The conditions our neurosurgeons subspecialize in include, but are not limited to, the following:
- Cerebrovascular diseases: Disorders of the brain’s delicate blood vessels, including aneurysms, cerebrovascular malformation, carotid artery disease and stroke. Our cerebrovascular specialists are neurosurgeons Drs. Solomon, Connolly, Lavine and Grace Mandigo and neurointerventionalist Dr. Meyers.
- Brain tumors: Abnormal growths of tissue in the brain, including gliomas, meningiomas and pituitary tumors. They can be treated with a range of techniques, from a noninvasive method called Gamma Knife Radiosurgery to minimally invasive (endoscopic) neurosurgery. Our brain tumor specialists are Drs. Anderson, Bruce, Feldstein, McKhann, Otten and Sisti.

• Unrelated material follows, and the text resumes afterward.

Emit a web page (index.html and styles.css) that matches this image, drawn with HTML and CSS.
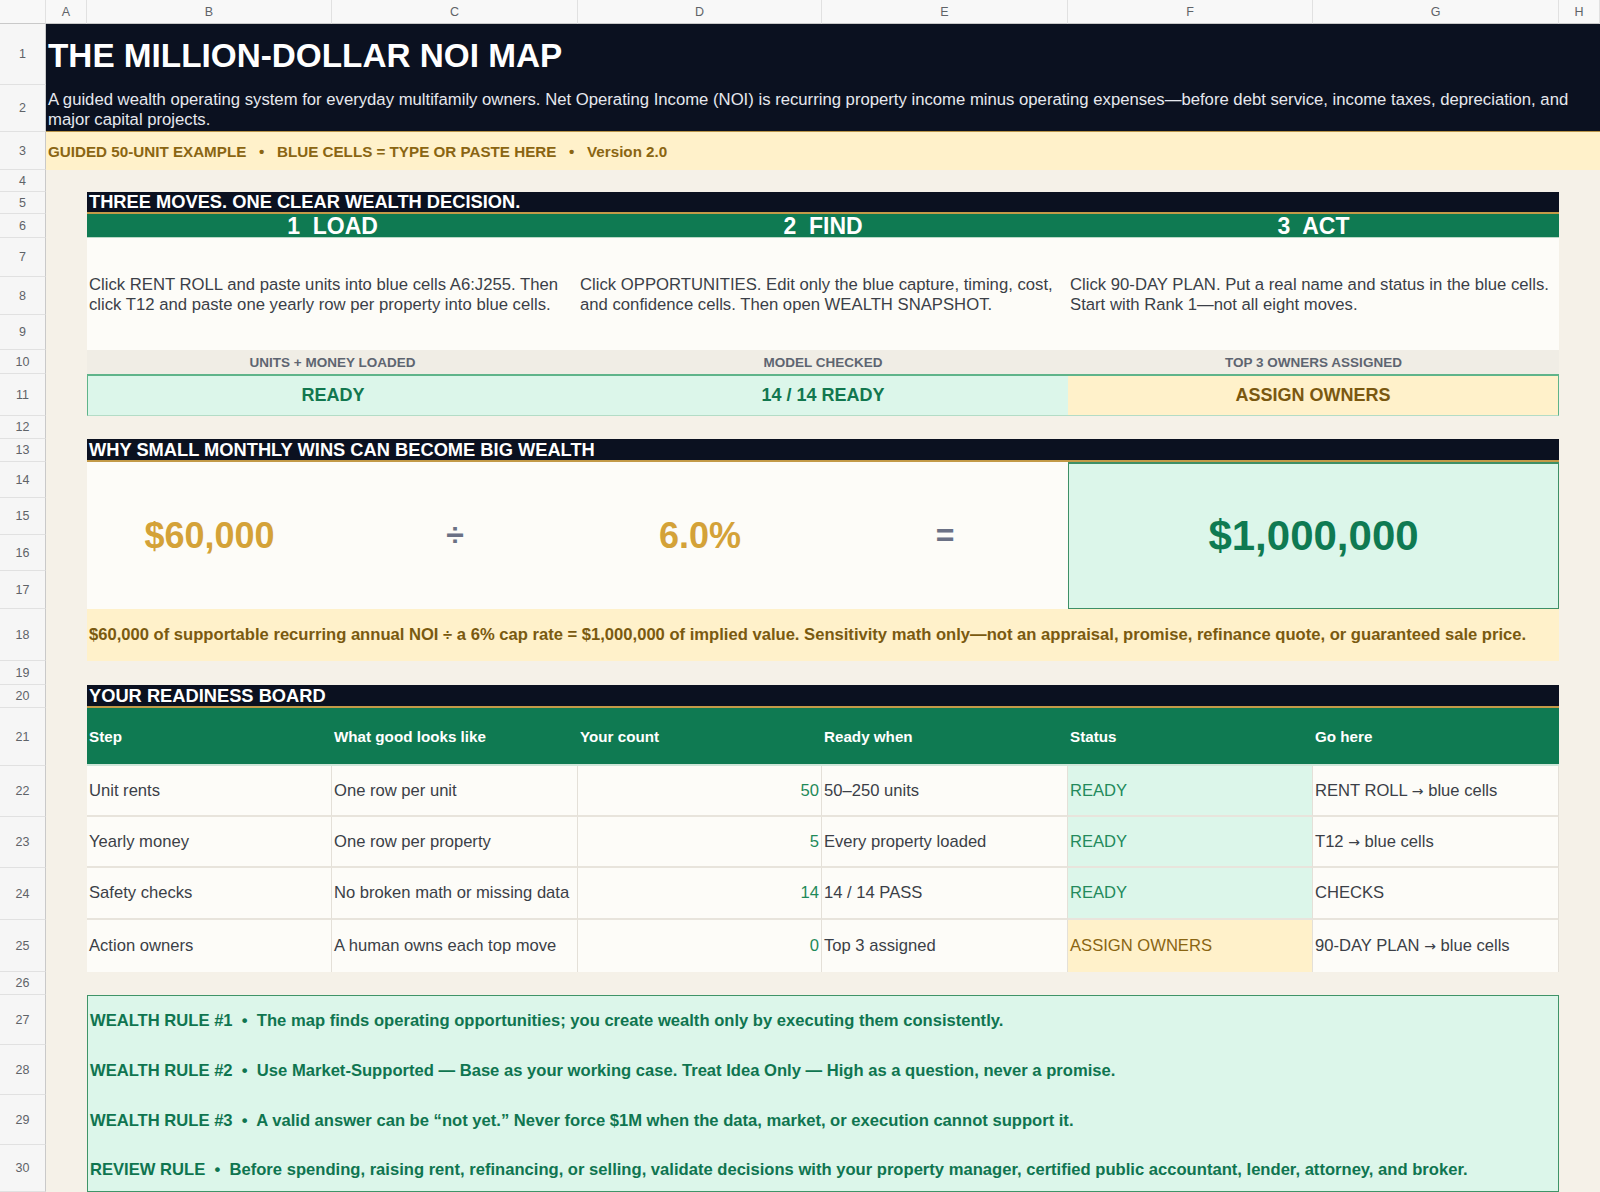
FILE: index.html
```html
<!DOCTYPE html>
<html lang="en">
<head>
    <meta charset="UTF-8">
    <meta name="viewport" content="width=device-width, initial-scale=1.0">
    <title>The Million-Dollar NOI Map</title>
    <link rel="stylesheet" href="styles.css">
</head>
<body>
    <div class="sheet">
        <div class="corner"></div>
        <div class="col-head">A</div>
        <div class="col-head">B</div>
        <div class="col-head">C</div>
        <div class="col-head">D</div>
        <div class="col-head">E</div>
        <div class="col-head">F</div>
        <div class="col-head">G</div>
        <div class="col-head">H</div>

        <div class="row-num">1</div>
        <div class="row-num">2</div>
        <div class="row-num">3</div>
        <div class="row-num">4</div>
        <div class="row-num">5</div>
        <div class="row-num">6</div>
        <div class="row-num">7</div>
        <div class="row-num">8</div>
        <div class="row-num">9</div>
        <div class="row-num">10</div>
        <div class="row-num">11</div>
        <div class="row-num">12</div>
        <div class="row-num">13</div>
        <div class="row-num">14</div>
        <div class="row-num">15</div>
        <div class="row-num">16</div>
        <div class="row-num">17</div>
        <div class="row-num">18</div>
        <div class="row-num">19</div>
        <div class="row-num">20</div>
        <div class="row-num">21</div>
        <div class="row-num">22</div>
        <div class="row-num">23</div>
        <div class="row-num">24</div>
        <div class="row-num">25</div>
        <div class="row-num">26</div>
        <div class="row-num">27</div>
        <div class="row-num">28</div>
        <div class="row-num">29</div>
        <div class="row-num">30</div>

        <div class="title">THE MILLION-DOLLAR NOI MAP</div>
        <div class="subtitle">A guided wealth operating system for everyday multifamily owners. Net Operating Income (NOI) is recurring property income minus operating expenses—before debt service, income taxes, depreciation, and major capital projects.</div>
        <div class="tagline">GUIDED 50-UNIT EXAMPLE   •   BLUE CELLS = TYPE OR PASTE HERE   •   Version 2.0</div>

        <!-- three moves -->
        <section class="moves">
            <div class="band">THREE MOVES. ONE CLEAR WEALTH DECISION.</div>
            <div class="move-head">1  LOAD</div>
            <div class="move-head">2  FIND</div>
            <div class="move-head">3  ACT</div>
            <div class="move-text">Click RENT ROLL and paste units into blue cells A6:J255. Then click T12 and paste one yearly row per property into blue cells.</div>
            <div class="move-text">Click OPPORTUNITIES. Edit only the blue capture, timing, cost, and confidence cells. Then open WEALTH SNAPSHOT.</div>
            <div class="move-text">Click 90-DAY PLAN. Put a real name and status in the blue cells. Start with Rank 1—not all eight moves.</div>
            <div class="check-label">UNITS + MONEY LOADED</div>
            <div class="check-label">MODEL CHECKED</div>
            <div class="check-label">TOP 3 OWNERS ASSIGNED</div>
            <div class="check-value ok first">READY</div>
            <div class="check-value ok">14 / 14 READY</div>
            <div class="check-value warn last">ASSIGN OWNERS</div>
        </section>

        <!-- cap rate math -->
        <section class="wealth">
            <div class="band">WHY SMALL MONTHLY WINS CAN BECOME BIG WEALTH</div>
            <div class="figure gold">$60,000</div>
            <div class="figure op">÷</div>
            <div class="figure gold">6.0%</div>
            <div class="figure op">=</div>
            <div class="result">$1,000,000</div>
            <div class="note">$60,000 of supportable recurring annual NOI ÷ a 6% cap rate = $1,000,000 of implied value. Sensitivity math only—not an appraisal, promise, refinance quote, or guaranteed sale price.</div>
        </section>

        <!-- readiness board -->
        <section class="board">
            <div class="band">YOUR READINESS BOARD</div>
            <div class="board-head">Step</div>
            <div class="board-head">What good looks like</div>
            <div class="board-head">Your count</div>
            <div class="board-head">Ready when</div>
            <div class="board-head">Status</div>
            <div class="board-head">Go here</div>

            <div class="cell">Unit rents</div>
            <div class="cell">One row per unit</div>
            <div class="cell num">50</div>
            <div class="cell">50–250 units</div>
            <div class="cell ready">READY</div>
            <div class="cell">RENT ROLL <span class="arrow">→</span> blue cells</div>

            <div class="cell">Yearly money</div>
            <div class="cell">One row per property</div>
            <div class="cell num">5</div>
            <div class="cell">Every property loaded</div>
            <div class="cell ready">READY</div>
            <div class="cell">T12 <span class="arrow">→</span> blue cells</div>

            <div class="cell">Safety checks</div>
            <div class="cell">No broken math or missing data</div>
            <div class="cell num">14</div>
            <div class="cell">14 / 14 PASS</div>
            <div class="cell ready">READY</div>
            <div class="cell">CHECKS</div>

            <div class="cell end">Action owners</div>
            <div class="cell end">A human owns each top move</div>
            <div class="cell num end">0</div>
            <div class="cell end">Top 3 assigned</div>
            <div class="cell pending end">ASSIGN OWNERS</div>
            <div class="cell end">90-DAY PLAN <span class="arrow">→</span> blue cells</div>
        </section>

        <!-- rules -->
        <section class="rules">
            <div class="rule">WEALTH RULE #1  •  The map finds operating opportunities; you create wealth only by executing them consistently.</div>
            <div class="rule">WEALTH RULE #2  •  Use Market-Supported — Base as your working case. Treat Idea Only — High as a question, never a promise.</div>
            <div class="rule">WEALTH RULE #3  •  A valid answer can be “not yet.” Never force $1M when the data, market, or execution cannot support it.</div>
            <div class="rule">REVIEW RULE  •  Before spending, raising rent, refinancing, or selling, validate decisions with your property manager, certified public accountant, lender, attorney, and broker.</div>
        </section>
    </div>
</body>
</html>
```

FILE: styles.css
```css
* {
    box-sizing: border-box;
}
body {
    margin: 0;
    font-family: 'Liberation Sans', Arial, sans-serif;
    background-color: #f5f1e8;
    overflow: hidden;
}
.sheet {
    display: grid;
    grid-template-columns: 46px 41px 245px 246px 244px 246px 245px 246px 41px;
    grid-template-rows: 24px 61px 47px 38px 22px 22px 24px 39px 38px 35px 24px 42px 23px 23px 36px 37px 36px 38px 52px 24px 23px 58px 51px 51px 52px 52px 23px 50px 50px 50px 47px;
    width: 1600px;
    height: 1192px;
    background-color: #f5f1e8;
}

/* spreadsheet frame */
.corner, .col-head {
    grid-row: 1;
    background-color: #f8f8f8;
    border-bottom: 1px solid #c9c9c9;
    border-right: 1px solid #e1e1e1;
    color: #5f6368;
    font-size: 12.5px;
    display: flex;
    align-items: center;
    justify-content: center;
}
.row-num {
    grid-column: 1;
    background-color: #f6f6f6;
    border-right: 1px solid #c9c9c9;
    border-bottom: 1px solid #e1e1e1;
    color: #5f6368;
    font-size: 12.5px;
    display: flex;
    align-items: center;
    justify-content: center;
}

/* header rows */
.title {
    grid-column: 2 / -1;
    grid-row: 2;
    background-color: #0b1120;
    color: #fff;
    font-size: 33.3px;
    font-weight: bold;
    padding: 2px 2px 0;
    display: flex;
    align-items: center;
}
.subtitle {
    grid-column: 2 / -1;
    grid-row: 3;
    background-color: #0b1120;
    color: #e6e8ee;
    font-size: 16.7px;
    line-height: 20px;
    padding: 5px 2px 0;
    border-bottom: 1px solid #b8944a;
}
.tagline {
    grid-column: 2 / -1;
    grid-row: 4;
    background-color: #fff1ca;
    color: #8a6512;
    font-size: 15.2px;
    font-weight: bold;
    white-space: pre;
    padding: 0 2px;
    display: flex;
    align-items: center;
}

.band {
    grid-column: 1 / -1;
    background-color: #0b1120;
    color: #fff;
    font-size: 18.3px;
    font-weight: bold;
    line-height: 20px;
    padding: 0 2px;
    border-bottom: 2px solid #c39a48;
    display: flex;
    align-items: flex-end;
}

/* three moves */
.moves {
    grid-column: 3 / 9;
    grid-row: 6 / 13;
    display: grid;
    grid-template-columns: 491px 490px 491px;
    grid-template-rows: 22px 24px 112px 24px 42px;
}
.move-head {
    background-color: #0f7a52;
    color: #fff;
    font-size: 23px;
    font-weight: bold;
    line-height: 23px;
    padding-top: 1px;
    text-align: center;
    white-space: pre;
    border-bottom: 1px solid #b9d8c6;
}
.move-text {
    background-color: #fdfcf8;
    color: #3b3f47;
    font-size: 16.7px;
    line-height: 20px;
    padding: 2px 2px 0;
    display: flex;
    align-items: center;
}
.check-label {
    background-color: #f0ede5;
    color: #5e6571;
    font-size: 13.5px;
    font-weight: bold;
    display: flex;
    align-items: center;
    justify-content: center;
}
.check-value {
    font-size: 18px;
    font-weight: bold;
    border-top: 2px solid #5fb48a;
    border-bottom: 1px solid #b3dcc6;
    display: flex;
    align-items: center;
    justify-content: center;
}
.check-value.ok {
    background-color: #dcf6ea;
    color: #12774f;
}
.check-value.warn {
    background-color: #fff1ca;
    color: #7a5810;
}
.check-value.first {
    border-left: 1px solid #5fb48a;
}
.check-value.last {
    border-right: 1px solid #5fb48a;
}

/* cap rate math */
.wealth {
    grid-column: 3 / 9;
    grid-row: 14 / 20;
    display: grid;
    grid-template-columns: 245px 246px 244px 246px 491px;
    grid-template-rows: 23px 147px 52px;
}
.figure {
    background-color: #fdfcf8;
    font-size: 36px;
    font-weight: bold;
    display: flex;
    align-items: center;
    justify-content: center;
}
.figure.gold {
    color: #d4a238;
}
.figure.op {
    color: #6b7185;
    font-size: 32px;
}
.result {
    background-color: #dcf6ea;
    color: #0f7a52;
    font-size: 42px;
    font-weight: bold;
    border: 1px solid #3d9066;
    border-top-width: 2px;
    display: flex;
    align-items: center;
    justify-content: center;
}
.note {
    grid-column: 1 / -1;
    background-color: #fff1ca;
    color: #7a5a10;
    font-size: 16.6px;
    font-weight: bold;
    padding: 0 2px;
    display: flex;
    align-items: center;
}

/* readiness board */
.board {
    grid-column: 3 / 9;
    grid-row: 21 / 27;
    display: grid;
    grid-template-columns: 245px 246px 244px 246px 245px 246px;
    grid-template-rows: 23px 58px 51px 51px 52px 52px;
}
.board-head {
    background-color: #0f7a52;
    color: #fff;
    font-size: 15.2px;
    font-weight: bold;
    padding: 0 2px;
    border-bottom: 2px solid #cfe6d9;
    display: flex;
    align-items: center;
}
.cell {
    background-color: #fdfcf8;
    color: #3b3f47;
    font-size: 16.6px;
    white-space: pre;
    padding: 0 2px;
    border-right: 1px solid #e4e0d8;
    border-bottom: 2px solid #e8e4dc;
    display: flex;
    align-items: center;
}
.cell .arrow {
    font-family: 'DejaVu Sans', sans-serif;
    font-size: 14px;
}
.cell.end {
    border-bottom: none;
}
.cell.num {
    color: #1f8a5a;
    justify-content: flex-end;
}
.cell.ready {
    background-color: #dcf6ea;
    color: #238a5c;
}
.cell.pending {
    background-color: #fff1ca;
    color: #8a6512;
}

/* rules */
.rules {
    grid-column: 3 / 9;
    grid-row: 28 / 32;
    background-color: #dcf6ea;
    border: 1px solid #3f9468;
    color: #0f7550;
    font-size: 16.6px;
    font-weight: bold;
    display: grid;
    grid-template-rows: 50px 50px 50px 47px;
}
.rule {
    padding: 0 2px;
    white-space: pre;
    display: flex;
    align-items: center;
}
```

- Peripheral nerve disorders: Conditions that impair the function of nerves outside the brain and spinal cord. These disorders can result from tumors, injury, diabetes or other causes. Dr. Winfree is a specialist in peripheral nerve disorders.
- Epilepsy: A condition that involves recurrent seizures. For certain patients, surgery may be an option to control seizures that do not respond to medications. Our epilepsy specialists are Drs. Feldstein and McKhann.
- Movement disorders: Abnormal movements of the body that have a neurological basis, Parkinson disease being a common example. Dr. McKhann specializes in treating movement disorders.
- Spine conditions: Disorders that involve the spine or spinal cord and include everything from low back pain to spinal cord injury to spinal tumors. Drs. McCormick, Angevine, Feldstein, Christopher Mandigo, Ogden and Quest specialize in treating spine conditions at The Spine Hospital at the Neurological Institute of New York, the location for Columbia Neurosurgery’s spine experts.
Children can also develop aneurysms, brain tumors, epilepsy and other neurological conditions, but they require care different from adults. Our pediatric specialists, Drs. Anderson and Feldstein, provide expert care to children with brain and spine conditions.